In the wee hours of Monday after the PDP primary, I got an unusual message. It was from a confidante who though not a politician, has exceptional instincts from his training as a mathematician and over six decades of observation and experience of Nigeria’s politics. “2023”, he wrote: “The jigsaw puzzle is falling in place.”
He was referring to an earlier conversation we had after the two major parties scrapped zoning – a convenient political arrangement that served and seduced them – and declared they had finally discovered political orgasm in merit. Once the pretence collapsed and President Muhammadu Buhari said tongue-in-cheek that the party chairman’s zone need not deter any presidential aspirants, my confidante said it was very likely that the two major parties would field northern candidates.

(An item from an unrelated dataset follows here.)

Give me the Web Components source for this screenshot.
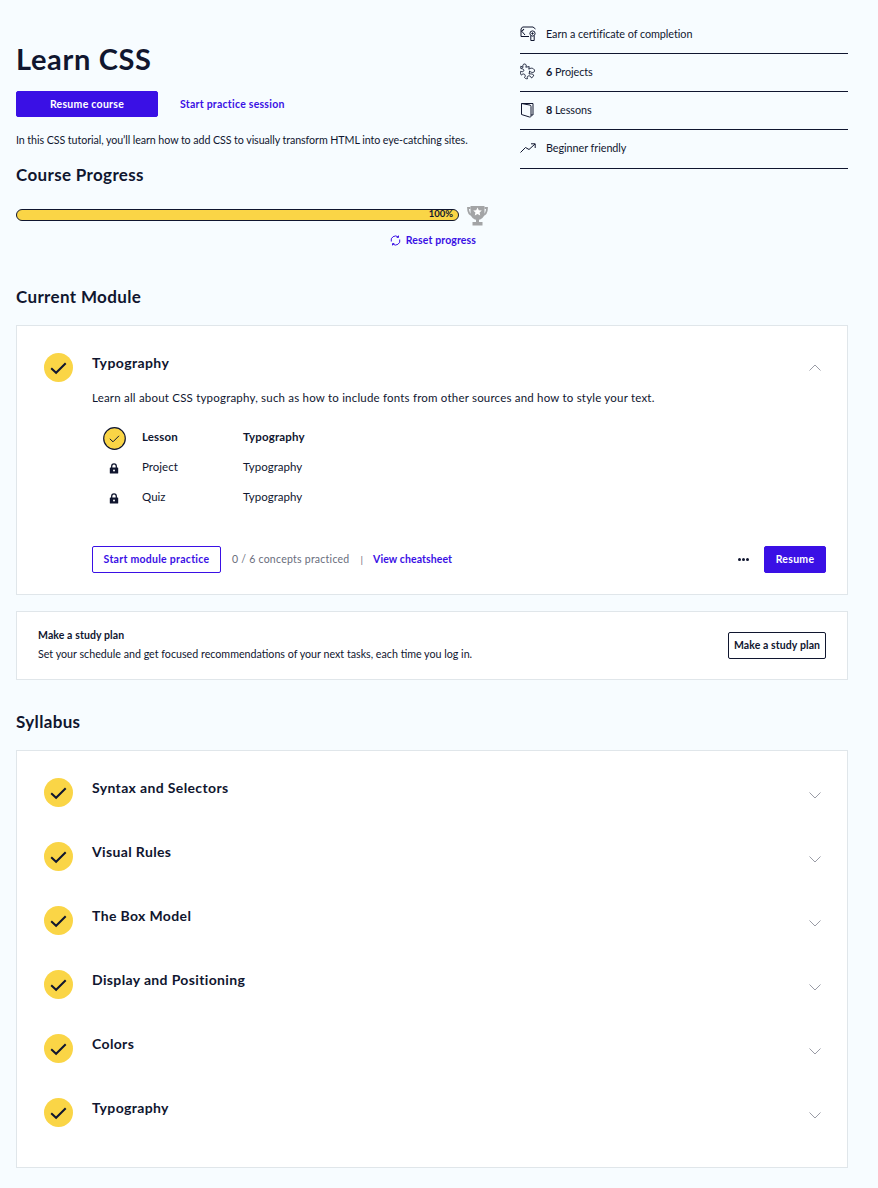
<!DOCTYPE html>
<html lang="en">
<head>
<meta charset="utf-8">
<title>Learn CSS</title>
<style>
  html, body { margin: 0; padding: 0; }
  body {
    background: #f7fcff;
    color: #10162f;
    font-family: Lato, "Liberation Sans", sans-serif;
    font-size: 11px;
  }
</style>
</head>
<body>
<course-page>
  <course-header></course-header>

  <section-title style="margin-top:41px">Current Module</section-title>
  <current-module></current-module>
  <study-plan></study-plan>

  <section-title style="margin-top:32px">Syllabus</section-title>
  <panel-card style="margin-top:18px;padding:10px 0 22px">
    <module-row>Syntax and Selectors</module-row>
    <module-row>Visual Rules</module-row>
    <module-row>The Box Model</module-row>
    <module-row>Display and Positioning</module-row>
    <module-row>Colors</module-row>
    <module-row>Typography</module-row>
  </panel-card>
</course-page>

<script>
const CHECK = `<svg viewBox="0 0 29 29" width="29" height="29"><circle cx="14.5" cy="14.5" r="14.5" fill="#fad546"/><path d="M7.2 15.2l4.9 4.6 9.6-9.6" fill="none" stroke="#10162f" stroke-width="2"/></svg>`;

// Small helper, every element here is just a template in an open shadow root
function component(tagName, html) {
    const template = document.createElement('template');
    template.innerHTML = html;
    customElements.define(tagName, class extends HTMLElement {
        connectedCallback() {
            if (!this.shadowRoot) {
                this.attachShadow({ mode: 'open' });
                this.shadowRoot.appendChild(template.content.cloneNode(true));
            }
        }
    });
}

component('course-page', `
<style>
  :host { display: block; padding: 0 30px 20px 16px; }
</style>
<slot></slot>`);

component('section-title', `
<style>
  :host { display: block; font-size: 17px; line-height: 20px; font-weight: 700; letter-spacing: .35px; color: #10162f; }
</style>
<slot></slot>`);

component('panel-card', `
<style>
  :host { display: block; background: #fff; border: 1px solid #e0e6ea; }
</style>
<slot></slot>`);

component('action-button', `
<style>
  :host { display: inline-flex; align-items: center; justify-content: center; box-sizing: border-box; height: 27px; padding-bottom: 1px; border-radius: 2px; font-size: 10.5px; font-weight: 700; letter-spacing: .28px; white-space: nowrap; border: 1px solid #3a10e5; }
  :host([kind="solid"]) { background: #3a10e5; color: #fff; }
  :host([kind="outline"]) { background: #fff; color: #3a10e5; }
  :host([kind="dark"]) { background: #fff; color: #10162f; border-color: #10162f; }
</style>
<slot></slot>`);

component('text-link', `
<style>
  :host { display: inline-block; color: #3a10e5; font-size: 10.5px; font-weight: 700; letter-spacing: .25px; white-space: nowrap; }
</style>
<slot></slot>`);

component('course-stat', `
<style>
  :host { display: flex; align-items: center; box-sizing: border-box; height: 38.3px; padding-bottom: 2px; border-bottom: 1px solid #10162f; font-size: 10.8px; letter-spacing: -.05px; }
  .icon { width: 26px; height: 20px; flex: none; display: flex; align-items: center; }
  ::slotted(b) { font-weight: 700; }
</style>
<span class="icon"><slot name="icon"></slot></span>
<span><slot></slot></span>`);

component('progress-meter', `
<style>
  :host { display: block; }
  .row { display: flex; align-items: center; gap: 8px; }
  .track { flex: 0 0 443px; box-sizing: border-box; height: 12px; border: 1px solid #10162f; border-radius: 6px; background: #fad546; font-size: 9.5px; font-weight: 700; line-height: 8px; text-align: right; padding-right: 5px; }
  .reset { display: flex; align-items: center; justify-content: flex-end; gap: 5px; width: 460px; margin-top: 8px; }
  .reset text-link { letter-spacing: .12px; }
  svg.trophy { margin-top: 1px; }
</style>
<div class="row">
  <div class="track">100%</div>
  <svg class="trophy" width="21" height="21" viewBox="0 0 21 21">
    <path d="M3.500 1h14v7a7 7 0 0 1-14 0z" fill="#a3a4a6"/>
    <path d="M3.500 3H1c0 4 1 6.500 4.500 7.500M17.500 3H20c0 4-1 6.500-4.500 7.500" fill="none" stroke="#a3a4a6" stroke-width="1.800"/>
    <path d="M9 14h3v3.500H9zM5.500 17h10v3.500h-10z" fill="#a3a4a6"/>
    <path d="M10.500 2.500l1.300 2.700 3 .4-2.200 2 .6 3-2.700-1.500-2.700 1.500.6-3-2.200-2 3-.4z" fill="#fff"/>
  </svg>
</div>
<div class="reset">
  <svg width="11" height="11" viewBox="0 0 11 11" fill="none" stroke="#3a10e5" stroke-width="1">
    <path d="M1.300 6.500A4.300 4.300 0 0 1 8.200 2"/><path d="M9.700 4.500A4.300 4.300 0 0 1 2.800 9"/>
    <path d="M8.500 .6V2.400H6.700M2.500 10.400V8.600H4.300"/>
  </svg>
  <text-link>Reset progress</text-link>
</div>`);

component('course-header', `
<style>
  :host { display: grid; grid-template-columns: 504px 328px; }
  h1 { margin: 39px 0 0; font-size: 29px; line-height: 40px; font-weight: 700; letter-spacing: .65px; color: #10162f; }
  .actions { display: flex; align-items: center; gap: 22px; margin-top: 12px; }
  .resume { width: 142px; height: 26px; }
  p { margin: 16px 0 0; font-size: 10.7px; line-height: 14px; letter-spacing: -.08px; }
  section-title { margin-top: 18px; }
  progress-meter { margin-top: 19px; }
  .stats { padding-top: 15.4px; }
</style>
<div>
  <h1>Learn CSS</h1>
  <div class="actions">
    <action-button class="resume" kind="solid">Resume course</action-button>
    <text-link>Start practice session</text-link>
  </div>
  <p>In this CSS tutorial, you’ll learn how to add CSS to visually transform HTML into eye-catching sites.</p>
  <section-title>Course Progress</section-title>
  <progress-meter></progress-meter>
</div>
<div class="stats">
  <course-stat>
    <svg slot="icon" width="17" height="15" viewBox="0 0 17 15" fill="none" stroke="#10162f" stroke-width="1">
      <path d="M9 10.500H1V3L2.500 1H13L15.500 3"/><path d="M1 5.500L4 3 2 5.500 5 9"/>
      <circle cx="12.500" cy="7.500" r="2.600"/><circle cx="12.500" cy="7.500" r=".7" fill="#10162f"/>
      <path d="M10.800 10v4.500h3.400V10"/>
    </svg>
    Earn a certificate of completion
  </course-stat>
  <course-stat>
    <svg slot="icon" width="16" height="17" viewBox="0 0 16 17" fill="none" stroke="#10162f" stroke-width=".9">
      <path d="M.8 3.200L3 4.500C2.300 2 3.400.8 4.800 1c1.300.2 2 1.500 1 3.200l3.400-.6-.4 2.600c2-1.300 3.200-1.300 4.600-.4 1.700 1.100 1.500 3.200-.2 3.600-1.300.3-2.500-.3-3.600-1.400l-.5 3c2-.3 3.600 0 4.600 1-.2 1.300-1 2.300-2.300 2.900-.4-1.400-1.400-2.200-2.800-2-1.300.2-1.700 1.300-1.100 2.800-1.300.2-2.300-.2-3-1.200 1-1.200 1-2.400 0-3.200-1-.7-2.100-.3-3.100.8C.5 11 .2 9.600.7 8.300c1.500.7 2.800.5 3.100-.6.300-1.200-.8-2-3-2.200z"/>
    </svg>
    <b>6</b>&nbsp;Projects
  </course-stat>
  <course-stat>
    <svg slot="icon" width="15" height="16" viewBox="0 0 15 16" fill="none" stroke="#10162f" stroke-width="1">
      <path d="M1.500 1.500h11.500v11.500h-2"/><path d="M1.500 1.500v11l8 2.500c1 .3 1.500-.2 1.500-1V4.500c0-.8-.4-1.200-1-1.400z"/>
    </svg>
    <b>8</b>&nbsp;Lessons
  </course-stat>
  <course-stat>
    <svg slot="icon" width="16" height="10" viewBox="0 0 16 10" fill="none" stroke="#10162f" stroke-width="1">
      <path d="M.5 9.500L5.500 4.500 9 6.500 15 1"/><path d="M11 .8h4.200V5"/>
    </svg>
    Beginner friendly
  </course-stat>
</div>`);

component('current-module', `
<style>
  :host { display: block; box-sizing: border-box; margin-top: 18px; height: 270px; background: #fff; border: 1px solid #e0e6ea; }
  .head { display: flex; padding: 27px 26px 0 27px; height: 29px; }
  .head svg.check { flex: none; margin-right: 19px; }
  .title { flex: 1; font-size: 14px; line-height: 18px; font-weight: 700; letter-spacing: .4px; margin-top: 1px; }
  .chev { margin-top: 11px; }
  .body { padding-left: 75px; }
  p { margin: 8px 0 0; font-size: 11.5px; line-height: 16px; letter-spacing: .2px; }
  .lessons { margin: 15px 0 0 10px; display: grid; grid-template-columns: 24px 85px auto; column-gap: 16px; grid-auto-rows: 30px; align-items: center; justify-content: start; font-size: 11.5px; letter-spacing: .02px; }
  .lessons b { font-weight: 700; letter-spacing: .15px; }
  .ic { display: flex; justify-content: center; margin-top: 4px; }
  .foot { display: flex; align-items: center; margin: 35px 21px 0 0; }
  .foot .start { width: 129px; }
  .count { margin: 0 0 2px 11px; color: #696d7c; font-size: 10.5px; letter-spacing: .25px; }
  .sep { margin: 0 10px 2px 11px; color: #696d7c; font-size: 10px; }
  .foot text-link { letter-spacing: .1px; margin-bottom: 2px; }
  .dots { margin-left: auto; margin-right: 15px; display: flex; gap: 1px; }
  .dots i { width: 3px; height: 3px; border-radius: 50%; background: #10162f; }
  .resume { width: 62px; }
</style>
<div class="head">
  ${CHECK.replace('<svg ', '<svg class="check" ')}
  <div class="title">Typography</div>
  <svg class="chev" width="12" height="7" viewBox="0 0 12 7" fill="none" stroke="#9a9ca6" stroke-width="1"><path d="M.5 6.500L6 1l5.500 5.500"/></svg>
</div>
<div class="body">
  <p>Learn all about CSS typography, such as how to include fonts from other sources and how to style your text.</p>
  <div class="lessons">
    <div class="ic"><svg width="23" height="23" viewBox="0 0 23 23"><circle cx="11.500" cy="11.500" r="10.800" fill="#fad546" stroke="#10162f" stroke-width="1.200"/><path d="M6.800 11.800l3.200 3 6-6" fill="none" stroke="#10162f" stroke-width="1"/></svg></div>
    <b>Lesson</b><b>Typography</b>
    <div class="ic"><lock-icon></lock-icon></div>
    <span>Project</span><span>Typography</span>
    <div class="ic"><lock-icon></lock-icon></div>
    <span>Quiz</span><span>Typography</span>
  </div>
  <div class="foot">
    <action-button class="start" kind="outline">Start module practice</action-button>
    <span class="count">0 / 6 concepts practiced</span>
    <span class="sep">|</span>
    <text-link>View cheatsheet</text-link>
    <span class="dots"><i></i><i></i><i></i></span>
    <action-button class="resume" kind="solid">Resume</action-button>
  </div>
</div>`);

component('lock-icon', `
<style>
  :host { display: inline-flex; }
</style>
<svg width="10" height="11" viewBox="0 0 10 11">
  <path d="M2.700 5V3.200a2.300 2.300 0 0 1 4.600 0V5" fill="none" stroke="#10162f" stroke-width="1.300"/>
  <rect x=".8" y="4.500" width="8.400" height="6" rx=".6" fill="#10162f"/>
  <circle cx="5" cy="7.500" r="1" fill="#fff"/>
</svg>`);

component('study-plan', `
<style>
  :host { display: flex; align-items: center; justify-content: space-between; box-sizing: border-box; margin-top: 16px; height: 69px; padding: 0 21px; background: #fff; border: 1px solid #e0e6ea; }
  .copy { margin-top: -2px; }
  .copy b { display: block; font-size: 10.5px; line-height: 14px; font-weight: 700; letter-spacing: .1px; }
  .copy span { display: block; margin-top: 5px; font-size: 10.7px; line-height: 14px; }
  action-button { width: 98px; letter-spacing: .1px; }
</style>
<div class="copy">
  <b>Make a study plan</b>
  <span>Set your schedule and get focused recommendations of your next tasks, each time you log in.</span>
</div>
<action-button kind="dark">Make a study plan</action-button>`);

component('module-row', `
<style>
  :host { display: flex; box-sizing: border-box; height: 64px; padding: 17px 26px 0 27px; }
  svg.check { flex: none; margin-right: 19px; }
  .title { flex: 1; font-size: 14px; line-height: 18px; font-weight: 700; letter-spacing: .36px; margin-top: 1px; }
  .chev { margin-top: 14px; }
</style>
${CHECK.replace('<svg ', '<svg class="check" ')}
<div class="title"><slot></slot></div>
<svg class="chev" width="12" height="7" viewBox="0 0 12 7" fill="none" stroke="#9a9ca6" stroke-width="1"><path d="M.5 .5L6 6l5.500-5.500"/></svg>`);
</script>
</body>
</html>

Atiku Abubakar is the first piece of that puzzle. It’s not outside the realm of probability that as the APC conducts its primary next week that Senate President, Ahmed Lawan, could be the second, final piece that completes the shame of southern hypocrisy. And it would be justified, by Southerners no less, that the North-East and the North-Central are just as marginalised as the South-East!
Like Deng Xiaoping said in his famous parable of white cat and black cat, APC insiders have said the party’s main preoccupation now, is how to stop Atiku; that is the reason why they attempted to drag former President Goodluck Jonathan into the race, to secure the South-South/South-East, and pair him with Justice Minister and Attorney General of the Federation, Abubakar Malami, to corner the country’s largest vote bank in the North-West. The additional unspoken attraction, of course, was Jonathan’s single four-year term.
Let’s wait and see. If I were a betting man, I would wager that as things stand today, whoever emerges as APC’s candidate would hardly be a match for Atiku Abubakar in next year’s presidential election. And Buhari, who would then be obliged to pretend that he is handing over with a heavy heart, would have nothing to lose. Like it was in 2015, it would be yet another gift from the South.